Wenn es denn darum geht , wie in dem von @Eiwa empfohlenen Video beschrieben eine automatisierte und somit gute Selbstregulation zu befördern , so sollte man mit den Übungen dazu , tatsächlich in den frühesten Kinderjahren beginnen.

Quk hat geschrieben :
So 22. Okt 2023, 08:33
Ist Alkohol ein Emotionsregulator?

Um dazu auf den Emotionsregulator Alkohol zurück zu kommen ,womit mit diese Frage zugleich nach meiner Ansicht zugleich beantwortet wurde. In einer meinen frühesten Kindheitserinnerungen habe nach einer Feier , als ich völlig allein , frühmorgens den Tisch mit seinen alkoholischen Hinterlassenschaften erblickte, mich dazu entschlossen , die Reste in den Gläsern in einem Glas zusammen zu schütten. Um dann sogleich selbiges in einem Zug zu leeren. Was danach mit mir geschah , entzieht sich allerdings meiner Erinnerung. Ganz im Gegensatz zu meinen Eltern. Berichteten sie mir doch später., dass sie drauf und dran waren , den Arzt zu rufen . Wie dem auch sei. ..

Mit dem Thema Alkohol , als Emotionsregulator , war ich danach offenbar durch.


Für den Fall , dass ich tatsächlich irgendwann, warum auch immer , so etwas wie einen Bierdurst verspüre , dann hat sich das bereits nach wenigen Schlucken aus der Flasche erledigt. Um eine Flasche ganz zu leeren, bedarf es auf Grund des Ekels schon einer erheblichen „Emotionsregulation“.
Wenn ich überhaupt einmal bewusst Alkohol zu mir nehme, dann um die Emotion , beim Schlachten einer meiner zu Hause gehaltenen Enten , zu regulieren. Fällt mir doch dergleichen im Rausch sehr viel leichter. Gleichwohl , auch hier macht die Dosis das Gift. Zuviel des Guten und schon wird mir Speiübel.

Eine Emotionsregulation , die sich möglicherweise tatsächlich , auf Grund dieser „Übung“ aus den frühesten Kinderjahren , automatisiert hat.

Was die anderen automatisierten Emotionsregulationen betrifft, insbesondere die,mit den ich hier im Forum anecke, welche „Übungen“ dafür stehen, die entziehen sich allerdings meiner Erkenntnis.

Vielleicht dazu nur soviel, ich hätte damals als Kind , mich auch an einer der Schnapsflaschen bedienen können.
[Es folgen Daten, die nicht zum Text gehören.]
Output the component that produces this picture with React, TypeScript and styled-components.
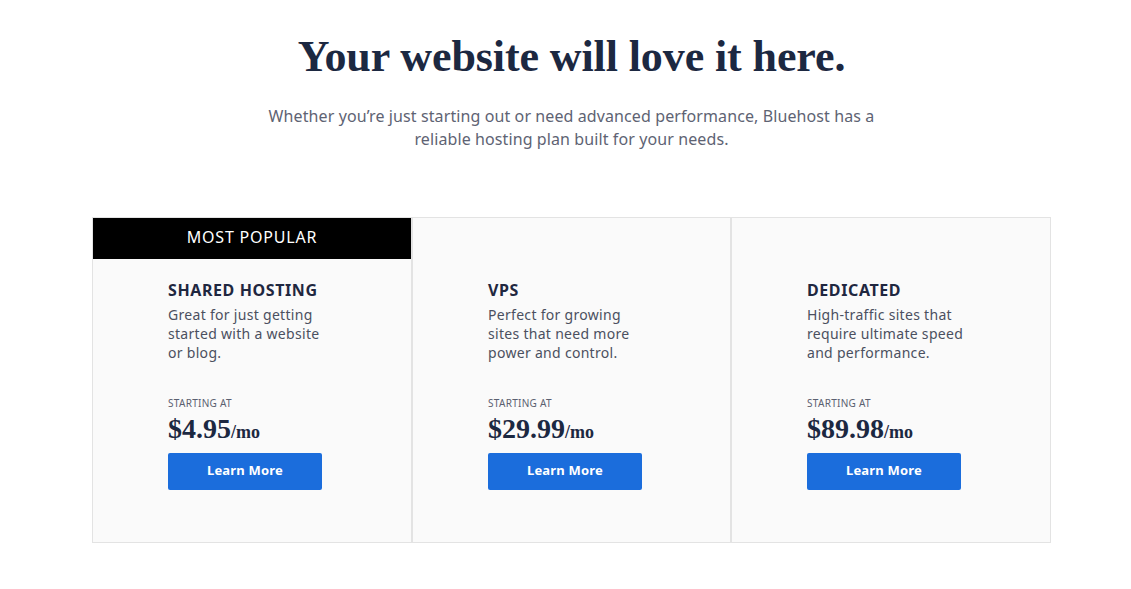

Tat ich aber bewusst nicht. Weil mir schon damals, das Wegschütten der Reste in den Gläsern , als Verschwendung erschien. Möglicherweise steckt die Emotion, die bei mir Verschwendung verursacht auch in den Genen. Wenn ich also , weil u.U. damit verknüpft, hier im Forum beispielsweise gelegentlich auf den ökologischen Fußabdruck aufmerksam mache, so möge man mir das bitte nachsehen. Zumal eine solche automatisierte Emotionsregulation m.E. durchaus wünschenswert ist.

Wenn man das, was Luher sagte ...
  • "Hier stehe ich. Ich kann nicht anders. Amen"
.. auf sich selbst bezieht , für was wäre das denn wünschenswert , für den Genuß von Alkohol oder für die Vermeidung von Verschwendung ? In sofern bei den Emotionen und Emotionsregulationen stets nach dem wünschenswerten und den zu verdammenden Regulationen zu unterscheiden ist.